Mahmoud Abbas, chairman of the Palestinian Authority, the governing body on the West Bank, is more nationalist than Islamist, but he also rejected the plan: "We say 1,000 times: no, no and no."
That, too, evokes history: In 1967, the Arab states surrounding Israel went to war. Egyptian President Gamel Abdel Nasser announced the aim: "Israel's destruction." Syria's Hafiz al-Assad vowed "a battle of annihilation." Iraq's Abdul Rahman pledged "to wipe Israel off the map."
Ahmed Shukairy of the then-3-year-old Palestine Liberation Organization, was asked what would happen to Israelis after the war. "I estimate that none of them will survive," he replied.
Instead, in what became known as the Six-Day War, Israelis prevailed, taking Gaza from Egypt, and the West Bank, including East Jerusalem, from Jordan.
They considered returning those territories in return for a peace treaty. But the Arab League promptly issued its "Three No's": "no peace with Israel, no recognition of Israel, no negotiations with it."
During the years Egypt occupied Gaza and Jordan occupied the West Bank — having conquered them in the 1948 Arab-Israeli war — neither considered establishing a Palestinian state.
After 1967, however, an idea arose: If Israelis were to give those lands to the Palestinians instead, could they receive peace in exchange?

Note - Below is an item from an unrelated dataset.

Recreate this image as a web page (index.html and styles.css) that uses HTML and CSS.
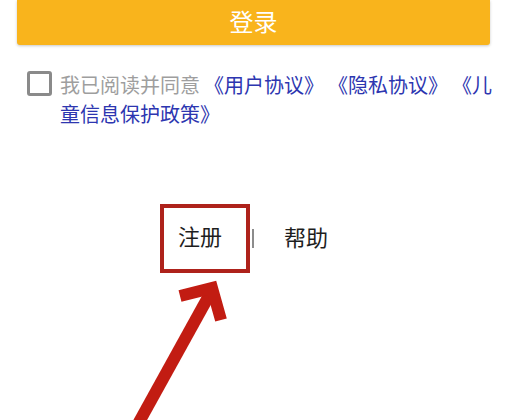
FILE: index.html
```html
<!DOCTYPE html>
<html lang="zh-CN">
<head>
<meta charset="utf-8">
<title>登录</title>
<link rel="stylesheet" href="styles.css">
</head>
<body>
<div class="page">
  <div class="login-btn">登录</div>
  <div class="agree">
    <span class="checkbox"></span>
    <p class="agree-text"><span class="muted">我已阅读并同意</span><a class="link gap">《用户协议》</a><a class="link gap">《隐私协议》</a><a class="link gap">《儿童信息保护政策》</a></p>
  </div>
  <div class="nav">
    <span class="nav-item boxed">注册</span>
    <span class="divider"></span>
    <span class="nav-item help">帮助</span>
  </div>
  <svg class="arrow" width="517" height="420" viewBox="0 0 517 420" aria-hidden="true">
    <line x1="138" y1="424" x2="211" y2="292" stroke="#C21C12" stroke-width="12"/>
    <polyline points="180,296 212,288 221,320" fill="none" stroke="#C21C12" stroke-width="12" stroke-linejoin="miter" stroke-miterlimit="10"/>
  </svg>
</div>
</body>
</html>
```
FILE: styles.css
```css
html, body {
  margin: 0;
  padding: 0;
  background: #ffffff;
}
body {
  font-family: "Noto Sans CJK SC", "Noto Sans", sans-serif;
  width: 517px;
  height: 420px;
  overflow: hidden;
}
.page {
  position: relative;
  width: 517px;
  height: 420px;
}
.login-btn {
  margin-left: 17px;
  width: 473px;
  height: 45px;
  background: #F9B41C;
  color: #ffffff;
  font-size: 24px;
  line-height: 42px;
  text-align: center;
  border-radius: 0 0 3px 3px;
  box-shadow: 0 1px 3px rgba(0, 0, 0, 0.22);
}
.agree {
  display: flex;
  align-items: flex-start;
  margin-top: 26px;
  padding-left: 27px;
}
.checkbox {
  flex: none;
  width: 19px;
  height: 19px;
  border: 3px solid #8a8a8a;
  border-radius: 3px;
  background: #fff;
}
.agree-text {
  margin: 0 0 0 8px;
  width: 440px;
  font-size: 20px;
  line-height: 29px;
  margin-top: -1px;
  text-spacing-trim: space-all;
}
.muted {
  color: #9e9e9e;
}
.link {
  color: #2D36B0;
  text-decoration: none;
}
.link.gap {
  margin-left: 4px;
}
.nav {
  display: flex;
  align-items: center;
  margin-top: 76px;
  padding-left: 160px;
}
.nav-item {
  font-size: 22px;
  line-height: 30px;
  color: #1e1e1e;
}
.boxed {
  border: 4px solid #AE221B;
  padding: 12px 24px 19px 14px;
}
.divider {
  width: 2px;
  height: 19px;
  background: #8c8c8c;
  margin-left: 2px;
}
.help {
  margin-left: 30px;
  margin-bottom: 6px;
}
.arrow {
  position: absolute;
  left: 0;
  top: 0;
}
```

Specific proposals for "two-state solutions" have been put on the table many times, including in 1948, 2000, 2001, 2008 and 2014. The most generous offers would have given Palestinians more than 90 percent of the West Bank, all of Gaza and a capital in Jerusalem.
Each time, the Palestinians — or more precisely those who make decisions for them — said no. Counteroffers were not forthcoming.
The Trump plan offers Palestinians a recognized nation-state with twice as much land as they currently occupy, a capital with a U.S. embassy in East Jerusalem, more than $50 billion in investments and other benefits. But, once again, an essential concession is demanded: Palestinian acceptance of the Jewish state.
For Hamas, as noted, that's out of the question. Might Mr. Abbas — not now but in a few months — reconsider? He's 84 and 16 years into a four-year elected term. I can't imagine him ending his career shaking hands with an Israeli Jew on the White House lawn while Donald Trump, smiling ear to ear, looms over him.
That said, this plan is not without merit. Over recent years, the campaign to de-legitimize and demonize Israel, to hold it to a unique and discriminatory standard, has made progress.
Palestinian leaders were handed a great and unexpected victory in late 2016 when President Obama facilitated the passage of U.N. Security Council Resolution 2334. It asserts that there is "no legal basis" for Israeli claims to the West Bank — for centuries known as Judea and Samaria — including even the 2,000-year-old Jewish Quarter of the Old City of Jerusalem, and the ancient Jewish holy sites of the Temple Mount.
If that were true, on what basis would Israelis have a right to anything — even a right to exist?
And if that's the verdict not just of Israel's enemies but even of the "international community," including the United States, why should Palestinian leaders compromise? Why accept less than Israel's surrender and a new Jewish exile — to be called, for public relations purposes, an "end to occupation?"
By putting forward a plan that licenses Israelis, should they face continued Palestinian rejectionism, to alter facts on the ground through annexations, President Trump has changed the dynamic — at least for now.
Perhaps the next Palestinian Authority leader will be pragmatic enough to recognize that in the contemporary Middle East, where Iran's Shia imperialists pose an existential threat to their neighbors, it's time to relinquish the dream of a Palestine that is Jew-free from the river to the sea.
That does not mean acquiescing to everything Mr. Trump and Mr. Kushner packed into their 180-page plan. It does mean resuming negotiations with Israelis, perhaps putting a counteroffer on the table and, for the first time ever, transitioning from "resisting" the Jewish state to building a Palestinian state — a real state, with functioning institutions, not a failed state kept afloat by the "donor community."
To do that would give birth to something that for generations has existed only in our imaginations: A peace process.